§ DATASET CONTENT

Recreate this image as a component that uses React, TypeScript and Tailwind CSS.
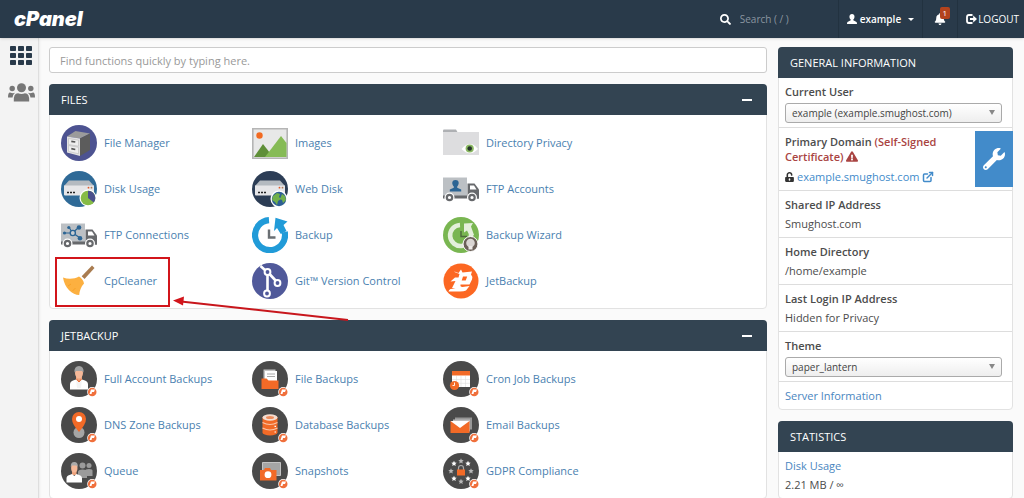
import React from 'react';
import { FaBell, FaExclamationTriangle, FaSearch, FaUnlockAlt, FaWrench } from 'react-icons/fa';
import { FiExternalLink } from 'react-icons/fi';

type Feature = {
  name: string;
  icon: React.FC;
  highlighted?: boolean;
};

const Svg: React.FC<{ children: React.ReactNode }> = ({ children }) => (
  <svg viewBox="0 0 36 36" className="h-9 w-9 shrink-0" aria-hidden="true">
    {children}
  </svg>
);

/* ---------- Files icons ---------- */

const FileManagerIcon: React.FC = () => (
  <Svg>
    <circle cx="18" cy="18" r="18" fill="#4d5391" />
    <path d="M6 11.500 14.500 6 29 8.500 19 13.500z" fill="#9b9b9b" />
    <path d="m6 11.500 13 2v17.500L6 27.500z" fill="#e2e2e2" />
    <path d="m19 13.500 10-5v16.500l-10 6z" fill="#5c5c5c" />
    <path d="m7.500 13.500 10 1.700v6L7.500 19.500zM7.500 20.500l10 1.800v6.500l-10-2.400z" fill="#eee" stroke="#bbb" strokeWidth=".6" />
    <path d="m10.300 16.300 4 .7M10.300 23.700l4 .8" stroke="#555" strokeWidth="1.700" />
  </Svg>
);

const Server: React.FC = () => (
  <>
    <path d="M8 9.500h20l5 5.500H3z" fill="#b4bac0" />
    <path d="M3 14.500h30v9q0 1-1 1H4q-1 0-1-1z" fill="#e6e6e8" />
    <path d="M6 21.500h2M9 21.500h2M12 21.500h2" stroke="#222" strokeWidth="1.700" />
    <circle cx="27.500" cy="16.700" r=".9" fill="#e05a2b" />
    <circle cx="30.500" cy="16.700" r=".9" fill="#b07b56" />
  </>
);

const DiskUsageIcon: React.FC = () => (
  <Svg>
    <circle cx="18" cy="18" r="18" fill="#2f6a97" />
    <Server />
    <circle cx="27" cy="27" r="8.500" fill="#fff" />
    <circle cx="27" cy="27" r="7.300" fill="#86bb46" />
    <path d="M27 27v-7.300a7.300 7.300 0 0 1 5.800 11.700z" fill="#4a4f8c" />
  </Svg>
);

const WebDiskIcon: React.FC = () => (
  <Svg>
    <circle cx="18" cy="18" r="18" fill="#2c3d55" />
    <Server />
    <circle cx="27" cy="28" r="8.500" fill="#fff" />
    <circle cx="27" cy="28" r="7.200" fill="#2d5f93" />
    <path d="m21 25 4-3 3 1-1 3 2 2-3 2-1 4-2-3-3-2zM30 23l3 2 1 4-3 3-1-3-2-1z" fill="#72b04a" />
  </Svg>
);

const ImagesIcon: React.FC = () => (
  <Svg>
    <path d="M.800 3.800h34.400v29.400H.8z" fill="#e8e8e8" stroke="#b5b5b5" strokeWidth="1.600" />
    <circle cx="7.500" cy="10.500" r="3.200" fill="#f26a21" />
    <path d="m2 32 9-13 7 9v4z" fill="#5f8f38" />
    <path d="m13 32 16-21 5.500 7v14z" fill="#86bb56" />
  </Svg>
);

const DirectoryPrivacyIcon: React.FC = () => (
  <Svg>
    <path d="M0 5.500q0-1 1-1h12l2 3.500H0z" fill="#aeb0b3" />
    <path d="M0 7h36v23H0z" fill="#dddddf" />
    <path d="M18.500 24q8.500-10 16.500 0-8 8.500-16.500 0z" fill="#fff" />
    <circle cx="26.700" cy="23.500" r="4.100" fill="#8bb963" />
    <circle cx="26.700" cy="23.500" r="2.300" fill="#26332a" />
  </Svg>
);

const Truck: React.FC = () => (
  <>
    <path d="M0 6.500h24v19H0z" fill="#bcc0c4" />
    <path d="M24.500 12.500h7l4.500 6v9H24.500z" fill="#67696c" />
    <path d="M27 14.500h4l2.500 4H27z" fill="#fff" />
    <path d="M0 24.500h36v3H0z" fill="#67696c" />
    <circle cx="6.500" cy="26.500" r="5" fill="#fff" />
    <circle cx="29" cy="26.500" r="5" fill="#fff" />
    <circle cx="6.500" cy="26.500" r="2.700" fill="#fff" stroke="#67696c" strokeWidth="2.200" />
    <circle cx="29" cy="26.500" r="2.700" fill="#fff" stroke="#67696c" strokeWidth="2.200" />
  </>
);

const FtpAccountsIcon: React.FC = () => (
  <Svg>
    <Truck />
    <path d="M12.500 9c4.500 0 3.500 5 1.700 6.500v1.200l4 1.700v2.100H6.800v-2.100l4-1.700v-1.200C9 14 8 9 12.500 9z" fill="#2c6594" />
  </Svg>
);

const FtpConnectionsIcon: React.FC = () => (
  <Svg>
    <Truck />
    <path d="M4 16h7M11.500 16l6-5.500M12 16l7 5M11.500 16l-3-5" stroke="#2c6594" strokeWidth="1.200" />
    <circle cx="3.500" cy="16" r="1.600" fill="#2c6594" />
    <circle cx="7.800" cy="10.500" r="1.600" fill="#2c6594" />
    <circle cx="18" cy="10.500" r="2.300" fill="#2c6594" />
    <circle cx="19" cy="21.300" r="2.300" fill="#2c6594" />
    <circle cx="11.800" cy="16" r="2.600" fill="#c8cdd1" stroke="#2c6594" strokeWidth="1.400" />
  </Svg>
);

const BackupIcon: React.FC = () => (
  <Svg>
    <path d="M17 3.200A15 15 0 1 0 32.700 15" fill="none" stroke="#219bd8" strokeWidth="6.200" />
    <path d="M23.500.800 35.500 4.500 31.500 8l3 6-5.700 3-3.800-6-3 3z" fill="#219bd8" />
    <path d="M17 12.500v8h6.500" fill="none" stroke="#6a6f73" strokeWidth="2.400" />
  </Svg>
);

const BackupWizardIcon: React.FC = () => (
  <Svg>
    <circle cx="18" cy="18" r="18" fill="#79b651" />
    <path d="M17 8A10.500 10.500 0 1 0 28 17" fill="none" stroke="#e3efda" strokeWidth="4.600" />
    <path d="m21 6.500 9-.500-2 3.500 3 8.500-4.500.500-2.500-5-3 2z" fill="#e3efda" />
    <path d="M18 14v5.500h6" fill="none" stroke="#4d6a3b" strokeWidth="1.400" />
    <circle cx="27.500" cy="27" r="7.500" fill="#6b6058" stroke="#fff" strokeWidth="1" />
    <circle cx="27.500" cy="26" r="4.300" fill="#d9d5d2" />
    <path d="M25.500 29h4v3.500h-4z" fill="#ece9e6" />
  </Svg>
);

const BroomIcon: React.FC = () => (
  <Svg>
    <path d="m23.500 16-2.800-2.800L31 2.500 33.500 5z" fill="#a97c50" />
    <path d="M18 13.500c2.500 1.500 4.500 4 5 7-3 3-4.500 7.500-4.800 11.500C11.500 32 3.500 25 2 14.500c5.500 2 11.500 1.500 16-1z" fill="#fcb040" />
    <path d="m7 23 3-2M11.500 28l3-3" stroke="#f7a127" strokeWidth="1" />
  </Svg>
);

const GitIcon: React.FC = () => (
  <Svg>
    <circle cx="18" cy="18" r="18" fill="#50599a" />
    <g fill="none" stroke="#fff" strokeWidth="2.600">
      <path d="m8.500 3 5 4.500M15.500 12v16M17.500 11l6.500 7" />
      <circle cx="15.500" cy="9" r="2.900" fill="#50599a" strokeWidth="2" />
      <circle cx="25.500" cy="20" r="2.900" fill="#50599a" strokeWidth="2" />
      <circle cx="15" cy="30.500" r="2.900" fill="#50599a" strokeWidth="2" />
    </g>
  </Svg>
);

const JetShape: React.FC = () => (
  <path
    fillRule="evenodd"
    d="m11.500 8.500 4 1.500L18 6.500l1.500 3 9.500-1-1 3q2 2 1 5l-2.500 5H17.500q-.500 2.500 2 2.500l7-1-3.500 4.500q-2 1-6 1H5.500q.500-2 2-2.500l5-.500-3.500-.500 3.500-7-5 .500 4.500-4h3.500l1-3.500-5-2zM20 13.500l-1.300 4h4l1.500-4z"
  />
);

const JetBackupIcon: React.FC = () => (
  <Svg>
    <circle cx="18" cy="18" r="17.500" fill="#fc6722" />
    <g fill="#fff">
      <JetShape />
    </g>
  </Svg>
);

/* ---------- JetBackup icons ---------- */

const Badge: React.FC<{ children: React.ReactNode }> = ({ children }) => (
  <Svg>
    <circle cx="18" cy="18" r="18" fill="#4a4a4a" />
    {children}
    <circle cx="31.200" cy="31" r="5" fill="#fff" />
    <circle cx="31.200" cy="31" r="4.300" fill="#f0703c" />
    <path d="m28.500 33 1.500-4.500h4l-1 2.500h-2l-.5 2z" fill="#fff" />
  </Svg>
);

const AccountIcon: React.FC = () => (
  <Badge>
    <path d="M15 15h6v7h-6z" fill="#eda27b" />
    <path d="M9 28.500v-5q0-3 3-4l3-1 3 3 3-3 3 1q3 1 3 4v5z" fill="#fff" />
    <path d="m15 18 3 4 3-4-1 9h-4z" fill="#f3f3f3" />
    <path d="m15.500 18 2.500 3 2.500-3" fill="none" stroke="#e86b35" strokeWidth="1" />
    <ellipse cx="18" cy="12" rx="4" ry="5.500" fill="#f5b898" />
    <path d="M13.500 11.500q-.500-6.500 4.500-6.500t4.500 6.500l-1.500-1.500h-6z" fill="#a3a3a3" />
  </Badge>
);

const FolderIcon: React.FC = () => (
  <Badge>
    <path d="M11.500 8.500h12v13h-12z" fill="#c4c4c4" />
    <path d="M13 10h12v12H13z" fill="#fff" />
    <path d="M15 13h8M15 15.500h8" stroke="#aaa" strokeWidth="1" />
    <path d="M9.500 17.500h5l2 2h10v8.500h-17z" fill="#f26a27" />
  </Badge>
);

const CronIcon: React.FC = () => (
  <Badge>
    <path d="M9 10h18v16H9z" fill="#fff" />
    <path d="M9 10h18v4.500H9z" fill="#f26a27" />
    <path d="M13.500 15v11M18 15v11M22.500 15v11M9 18.500h18M9 22.300h18" stroke="#ddd" strokeWidth=".6" />
    <circle cx="11.500" cy="24.500" r="4.600" fill="#f26a27" />
    <path d="M11.500 21.500v3H9.500" fill="none" stroke="#fff" strokeWidth=".9" />
  </Badge>
);

const DnsIcon: React.FC = () => (
  <Badge>
    <circle cx="18" cy="25.500" r="5.500" fill="#a5a5a5" />
    <path d="M18 25q-7-8-7-13a7 7 0 0 1 14 0q0 5-7 13z" fill="#f26a27" />
    <circle cx="18" cy="12" r="3" fill="#fff" />
  </Badge>
);

const DatabaseIcon: React.FC = () => (
  <Badge>
    <path d="M10.500 10v15.500a7.500 3 0 0 0 15 0V10z" fill="#f26a27" />
    <ellipse cx="18" cy="10.500" rx="7.500" ry="3.200" fill="#f5ddd0" />
    <ellipse cx="18" cy="10.500" rx="4" ry="1.500" fill="#ee8c5c" />
    <path d="M10.500 15.500q7.500 4 15 0M10.500 21q7.500 4 15 0" fill="none" stroke="#fbc6a9" strokeWidth="1.100" />
    <path d="M22.500 19.300h1.500M22.500 25h1.500" stroke="#fff" strokeWidth="1.200" />
  </Badge>
);

const EmailIcon: React.FC = () => (
  <Badge>
    <path d="M12 10.500h17v12H12z" fill="#969696" />
    <path d="M10 12.500h17v12H10z" fill="#bdbdbd" />
    <path d="M7.500 14h19v12h-19z" fill="#f26a27" />
    <path d="M7.500 14h19L17 21z" fill="#fff" />
  </Badge>
);

const QueueIcon: React.FC = () => (
  <Badge>
    <g fill="#9b9b9b">
      <circle cx="21.500" cy="12.500" r="3" />
      <circle cx="28" cy="12.500" r="2.500" />
      <path d="M17 25v-6q0-2.500 4.500-2.500T26 19v6zM24 23v-5q0-2 4-2t3.500 2v5z" />
    </g>
    <path d="M11 16h4.500v6H11z" fill="#eda27b" />
    <path d="M5.500 29.500v-4q0-3 3-3.500l2.500-1 2.300 2 2.200-2 2.500 1q3 .500 3 3.500v4z" fill="#fff" />
    <ellipse cx="13.300" cy="15" rx="3.200" ry="4.500" fill="#f5b898" />
    <path d="M9.800 14q-.300-5 3.500-5t3.500 5l-1.300-1.500h-4.500z" fill="#aaa" />
  </Badge>
);

const SnapshotsIcon: React.FC = () => (
  <Badge>
    <path d="M10.500 9.500h18v13h-18z" fill="#a5a5a5" stroke="#c4c4c4" strokeWidth="1" />
    <path d="M8 17h4l1-2h5l1 2h5.500v10.500H8z" fill="#f26a27" />
    <circle cx="16" cy="21.700" r="3.400" fill="#fff" />
  </Badge>
);

const STAR = 'm0-2.700.8 1.700 1.900.2-1.400 1.300.4 1.900L0 1.500l-1.700.9.4-1.900-1.400-1.300 1.900-.2z';
const STARS = [[18, 8], [25, 10.500], [28, 18], [25, 25.500], [18, 28.500], [11, 25.500], [8, 18], [11, 10.500]];

const GdprIcon: React.FC = () => (
  <Badge>
    {STARS.map(([x, y], i) => (
      <path key={i} d={STAR} transform={`translate(${x} ${y})`} fill={i % 2 ? '#fff' : '#b9b9b9'} />
    ))}
    <path d="M15.500 17v-2q0-2.500 2.500-2.500t2.500 2.500v2" fill="none" stroke="#aaa" strokeWidth="1.200" />
    <path d="M14 16.500h8v6h-8z" fill="#f26a27" />
  </Badge>
);

const files: Feature[] = [
  { name: 'File Manager', icon: FileManagerIcon },
  { name: 'Images', icon: ImagesIcon },
  { name: 'Directory Privacy', icon: DirectoryPrivacyIcon },
  { name: 'Disk Usage', icon: DiskUsageIcon },
  { name: 'Web Disk', icon: WebDiskIcon },
  { name: 'FTP Accounts', icon: FtpAccountsIcon },
  { name: 'FTP Connections', icon: FtpConnectionsIcon },
  { name: 'Backup', icon: BackupIcon },
  { name: 'Backup Wizard', icon: BackupWizardIcon },
  { name: 'CpCleaner', icon: BroomIcon, highlighted: true },
  { name: 'Git™ Version Control', icon: GitIcon },
  { name: 'JetBackup', icon: JetBackupIcon },
];

const jetbackup: Feature[] = [
  { name: 'Full Account Backups', icon: AccountIcon },
  { name: 'File Backups', icon: FolderIcon },
  { name: 'Cron Job Backups', icon: CronIcon },
  { name: 'DNS Zone Backups', icon: DnsIcon },
  { name: 'Database Backups', icon: DatabaseIcon },
  { name: 'Email Backups', icon: EmailIcon },
  { name: 'Queue', icon: QueueIcon },
  { name: 'Snapshots', icon: SnapshotsIcon },
  { name: 'GDPR Compliance', icon: GdprIcon },
];

/* ---------- Layout pieces ---------- */

// Red frame and arrow drawn over the highlighted feature
const Callout: React.FC = () => (
  <>
    <span className="pointer-events-none absolute -top-1.5 -left-1.5 z-10 h-[50px] w-[115px] border-2 border-[#d2151b]" />
    <svg viewBox="0 0 180 30" className="pointer-events-none absolute top-[31px] left-28 z-10 h-[30px] w-[180px]" aria-hidden="true">
      <path d="M8 7.500 175 26" stroke="#c8161c" strokeWidth="2" />
      <path d="m0 6.500 11-4-1 9z" fill="#d2151b" />
    </svg>
  </>
);

const FeatureLink: React.FC<{ feature: Feature }> = ({ feature }) => {
  const Icon = feature.icon;
  return (
    <div className="relative">
      <a href="#" className="flex items-center gap-[7px] text-[#4a7fb0]">
        <Icon />
        <span>{feature.name}</span>
      </a>
      {feature.highlighted && <Callout />}
    </div>
  );
};

const FeaturePanel: React.FC<{ title: string; features: Feature[] }> = ({ title, features }) => (
  <section className="rounded-sm border border-[#e2e2e2] bg-white">
    <header className="-mx-px -mt-px flex h-[31px] items-center justify-between rounded-t-sm bg-[#334452] px-3 text-white">
      <h2>{title}</h2>
      <button type="button" aria-label={`Collapse ${title}`} className="flex h-5 w-4 items-center justify-center">
        <span className="h-0.5 w-2.5 bg-white" />
      </button>
    </header>
    <div className="grid grid-cols-[repeat(auto-fill,191px)] gap-y-2.5 pt-2.5 pb-[9px] pl-[11px]">
      {features.map(f => (
        <FeatureLink key={f.name} feature={f} />
      ))}
    </div>
  </section>
);

const SidePanel: React.FC<{ title: string; children: React.ReactNode }> = ({ title, children }) => (
  <section className="rounded-sm border border-[#e2e2e2] bg-white">
    <header className="-mx-px -mt-px flex h-[31px] items-center rounded-t-sm bg-[#334452] px-3 text-white">
      <h2>{title}</h2>
    </header>
    <div className="divide-y divide-[#dddddd] leading-[19px] text-[#4c4c4c]">{children}</div>
  </section>
);

const SelectRow: React.FC<{ id: string; label: string; value: string }> = ({ id, label, value }) => (
  <div className="px-1.5 py-1">
    <label htmlFor={id} className="block font-semibold text-[#4c4c4c]">
      {label}
    </label>
    <div className="relative mt-0.5 mr-1">
      <select
        id={id}
        defaultValue={value}
        className="block h-5 w-full appearance-none rounded-[3px] border border-[#aaaaaa] bg-gradient-to-b from-white to-[#eeeeee] px-1.5 text-[10px] leading-[18px] text-[#444444]"
      >
        <option>{value}</option>
      </select>
      <svg viewBox="0 0 6 5" className="pointer-events-none absolute top-[7px] right-[7px] h-[5px] w-1.5" aria-hidden="true">
        <path d="M0 0h6L3 5z" fill="#888" />
      </svg>
    </div>
  </div>
);

const InfoRow: React.FC<{ label: string; value: string }> = ({ label, value }) => (
  <div className="px-1.5 py-1">
    <div className="font-semibold">{label}</div>
    <div>{value}</div>
  </div>
);

const TopBar: React.FC = () => (
  <header className="relative z-20 flex h-[38px] items-stretch bg-[#293a4a] text-[10px] text-white shadow">
    <a href="#" className="flex items-center pl-3.5 font-[Inter] text-[20px] font-black italic">
      cPanel
    </a>
    <div className="ml-auto flex items-center gap-[9px] pr-4">
      <label htmlFor="top-search">
        <FaSearch className="h-[11px] w-[11px]" aria-label="Search" />
      </label>
      <input
        id="top-search"
        type="text"
        placeholder="Search ( / )"
        className="w-[82px] bg-transparent outline-none placeholder:text-[#8b96a0]"
      />
    </div>
    <button type="button" className="flex items-center gap-[3px] border-l border-[#223240] px-2 font-semibold">
      <svg viewBox="0 0 10 10" className="h-2.5 w-2.5" aria-hidden="true">
        <path d="M5 0c3.300 0 3 4.300 1.300 5.500v.8L9.500 8q.5.400.5 2H0q0-1.600.5-2l3.200-1.700v-.8C2 4.300 1.700 0 5 0z" fill="#fff" />
      </svg>
      example
      <svg viewBox="0 0 6 3" className="ml-1 h-[3px] w-1.5" aria-hidden="true">
        <path d="M0 0h6L3 3z" fill="#fff" />
      </svg>
    </button>
    <button type="button" aria-label="Notifications" className="relative border-l border-[#223240] px-[11px]">
      <FaBell className="h-3 w-3" />
      <span className="absolute top-[7px] right-[7px] rounded-xs bg-[#b3431d] px-[3px] text-[8px] leading-[12px]">1</span>
    </button>
    <a href="#" className="flex items-center gap-px border-l border-[#223240] pr-[5px] pl-2">
      <svg viewBox="0 0 11 10" className="h-2.5 w-[11px]" aria-hidden="true">
        <path d="M6.500 1H3Q1 1 1 3v4q0 2 2 2h3.500" fill="none" stroke="#fff" strokeWidth="1.800" />
        <path d="M4 3.900h3.200V1.500L11 5 7.200 8.500V6.100H4z" fill="#fff" />
      </svg>
      LOGOUT
    </a>
  </header>
);

const SideNav: React.FC = () => (
  <nav className="flex w-[39px] shrink-0 flex-col items-center gap-[18px] border-r border-[#dedede] bg-[#f3f3f3] pt-2 pl-1 shadow">
    <a href="#" aria-label="Home">
      <svg viewBox="0 0 22 19" className="block h-[19px] w-[22px]" fill="#293a4a" aria-hidden="true">
        {[0, 7, 14].map(y =>
          [0, 8, 16].map(x => <rect key={`${x}-${y}`} x={x} y={y} width="6" height="5" rx=".8" />)
        )}
      </svg>
    </a>
    <a href="#" aria-label="User Manager">
      <svg viewBox="0 0 27 19" className="block h-[19px] w-[27px]" fill="#777777" aria-hidden="true">
        <circle cx="13.500" cy="4.700" r="4.500" />
        <circle cx="4.200" cy="5.500" r="2.700" />
        <circle cx="22.800" cy="5.500" r="2.700" />
        <path d="M5.800 18.500q-.500-8.300 4.200-8.300 3.500 1.600 7 0 4.700 0 4.200 8.300zM0 14.500q0-5 2-5 3 1.200 5 .300-2 1.700-2.500 4.700zM27 14.500q0-5-2-5-3 1.200-5 .300 2 1.700 2.500 4.700z" />
      </svg>
    </a>
  </nav>
);

export default function App() {
  return (
    <div className="flex h-screen flex-col overflow-hidden bg-[#fafafa] font-['Open_Sans',sans-serif] text-[11px] leading-4">
      <TopBar />
      <div className="flex min-h-0 flex-1">
        <SideNav />
        <div className="flex flex-1 items-start gap-[11px] pt-[9px] pr-[11px] pl-2.5">
          <main className="flex flex-1 flex-col gap-[11px]">
            <input
              type="text"
              aria-label="Find functions"
              placeholder="Find functions quickly by typing here."
              className="h-[26px] w-full rounded-[3px] border border-[#cccccc] bg-white px-2.5 outline-none placeholder:text-[#999999]"
            />
            <FeaturePanel title="FILES" features={files} />
            <FeaturePanel title="JETBACKUP" features={jetbackup} />
          </main>

          <aside className="flex w-[235px] shrink-0 flex-col gap-[11px]">
            <SidePanel title="GENERAL INFORMATION">
              <SelectRow id="current-user" label="Current User" value="example (example.smughost.com)" />
              <div className="flex">
                <div className="flex-1 pt-1.5 pb-1 pl-1.5">
                  <div className="leading-[15px] font-semibold">
                    Primary Domain <span className="text-[#a94442]">(Self-Signed</span>{' '}
                    <span className="whitespace-nowrap text-[#a94442]">
                      Certificate) <FaExclamationTriangle className="inline h-[11px] w-3 align-[-1px]" />
                    </span>
                  </div>
                  <div className="mt-[3px] flex items-center gap-[3px]">
                    <FaUnlockAlt className="h-2.5 w-[9px] text-[#333333]" />
                    <a href="#" className="flex items-center gap-[3px] text-[#428bca]">
                      example.smughost.com
                      <FiExternalLink className="h-3 w-3" strokeWidth={3} />
                    </a>
                  </div>
                </div>
                <button
                  type="button"
                  aria-label="Manage certificate"
                  className="-mr-px my-[3px] flex w-[38px] shrink-0 items-center justify-center bg-[#428bca] text-white"
                >
                  <FaWrench className="h-[22px] w-[22px]" />
                </button>
              </div>
              <InfoRow label="Shared IP Address" value="Smughost.com" />
              <InfoRow label="Home Directory" value="/home/example" />
              <InfoRow label="Last Login IP Address" value="Hidden for Privacy" />
              <SelectRow id="theme" label="Theme" value="paper_lantern" />
              <div className="px-1.5 py-1">
                <a href="#" className="text-[#4a86c0]">
                  Server Information
                </a>
              </div>
            </SidePanel>
            <SidePanel title="STATISTICS">
              <div className="px-1.5 py-1">
                <a href="#" className="text-[#4a86c0]">
                  Disk Usage
                </a>
                <div>2.21 MB / ∞</div>
              </div>
            </SidePanel>
          </aside>
        </div>
      </div>
    </div>
  );
}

§ DO THIS
Skip the pictures, please, and transcribe only the lines from the beginning of the material through the one that contains "Files icons ---------- */".

§ EXPECTED OUTPUT
Recreate this image as a component that uses React, TypeScript and Tailwind CSS.
import React from 'react';
import { FaBell, FaExclamationTriangle, FaSearch, FaUnlockAlt, FaWrench } from 'react-icons/fa';
import { FiExternalLink } from 'react-icons/fi';

type Feature = {
  name: string;
  icon: React.FC;
  highlighted?: boolean;
};

const Svg: React.FC<{ children: React.ReactNode }> = ({ children }) => (
  <svg viewBox="0 0 36 36" className="h-9 w-9 shrink-0" aria-hidden="true">
    {children}
  </svg>
);

/* ---------- Files icons ---------- */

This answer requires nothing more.